Some minor dialogue issues put it slightly lower than the next two comics for me, but that was being REALLY picky.

 

2 – Young, Talented… Exploited! – written by Yatuu, Translated by Fnic and published by Sloth Comics

Award: The Best Non-Traditional Comic

Available here

YTE2

This was perhaps the biggest surprise for me as a comic. It’s not a traditional comic book at all, the story isn’t fantastical, the characters are based on real people and it even has a choose-your-own-adventure element to it.

The story follows a young girl and her attempts to make a career for herself in the gaming industry and the challenges she faces. This really hit home to me as someone who, although in a very different industry, is trying to build a career for himself in our post-recession economy. It isn’t easy at all, and this comic sums it all up perfectly, the long hours, give it your all but only be left feeling unappreciated and completely disposable to businesses.
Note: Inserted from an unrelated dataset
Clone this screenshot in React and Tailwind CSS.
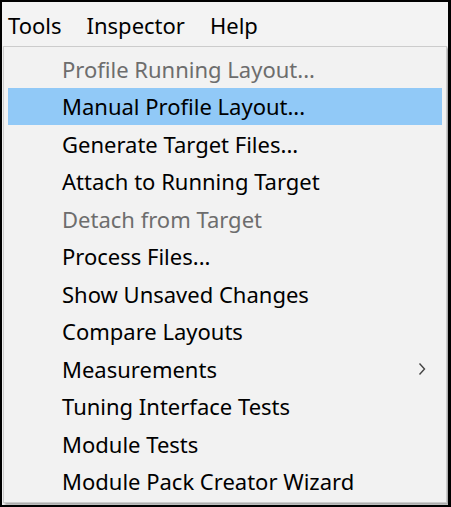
import React from 'react';

const items = [
  { label: 'Profile Running Layout...', disabled: true },
  { label: 'Manual Profile Layout...', active: true },
  { label: 'Generate Target Files...' },
  { label: 'Attach to Running Target' },
  { label: 'Detach from Target', disabled: true },
  { label: 'Process Files...' },
  { label: 'Show Unsaved Changes' },
  { label: 'Compare Layouts' },
  { label: 'Measurements', submenu: true },
  { label: 'Tuning Interface Tests' },
  { label: 'Module Tests' },
  { label: 'Module Pack Creator Wizard' },
];

const MenuItem = ({ label, disabled, active, submenu }) => (
  <div
    className={`relative h-[37.5px] flex items-center pl-[54px] ${
      active ? 'bg-[#91c9f7]' : ''
    } ${disabled ? 'text-[#6d6d6d]' : 'text-black'}`}
  >
    <span>{label}</span>
    {submenu && (
      <svg className="absolute right-[16px] top-1/2 -translate-y-1/2" width="8" height="14" viewBox="0 0 8 14">
        <path d="M1.5 1.5 L6.5 7 L1.5 12.5" fill="none" stroke="#444" strokeWidth="1.4" />
      </svg>
    )}
  </div>
);

export default function App() {
  return (
    <div
      className="w-[451px] h-[507px] border-2 border-r-[3px] border-black bg-[#f0f0f0] flex flex-col text-[22px] leading-none"
      style={{ fontFamily: '"Noto Sans", "Open Sans", sans-serif' }}
    >
      <div className="h-[44px] flex items-center gap-[25px] pl-[6px] pt-[2px] text-black bg-[#f3f3f3]">
        <span>Tools</span>
        <span>Inspector</span>
        <span>Help</span>
      </div>
      <div className="flex-1 ml-[1px] mr-[1px] mb-[2px] border border-[#cccccc] bg-[#f2f2f2] shadow-[2px_2px_2px_rgba(0,0,0,0.3)] pt-[3px] px-[4px]">
        {items.map((item) => (
          <MenuItem key={item.label} {...item} />
        ))}
      </div>
    </div>
  );
}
The art is minimalist and used to illustrate the words more than tell the story itself.

There’s the choose-your-own-adventure bit to it as well, which again hits the nail on the head for what it’s like trying to work these days whatever path you choose.

This really is something I wish employers, and students should read. Students to manage their expectations that things are not as easy as some people will lead you to believe and employers to give them a little perspective for their interns and graduates. I’ve put this as second as it isn’t a traditional comic as such, but it is really worth the read.

 

1 – Kings of the Wastelands – written, pencilled and inked by Delbert Hewitt Jr

Award: Best Artwork and Characters

Available here

kings

Here we are, my number 1 Indie comic I’ve read in 2015! There’s a lot of good stuff out there, but for me this one just edged it over the competition!

To start with this comic looks fantastic, very professional and the characters are full of colour and life. The characters are all animals and each has so much personality packed into them.

The story itself is very cool as well, it’s (another) post-apocalyptic wasteland, where Jacob is out for revenge against Hunter the Tiger and forms a loose band with Gib the driving Turtle and a Cat with a catapult. The plot itself is fairly simple, but that’s a good thing, it allows for fantastic character inter play, they all bounce off each other to create a fun, vibrant comic. The combat looks great and I love the touch of having the ‘Dragon’ be a Hippo.

This is a fun start to a promising series, if you want an action comic with fantastic fight scenes or if you like Mad Max, but kinda wished they were all talking animals then this is for you. The art is also fantastic and the author and colourists should feel proud of what they’ve made here.

This is why this comics (just) makes it to my number 1 spot.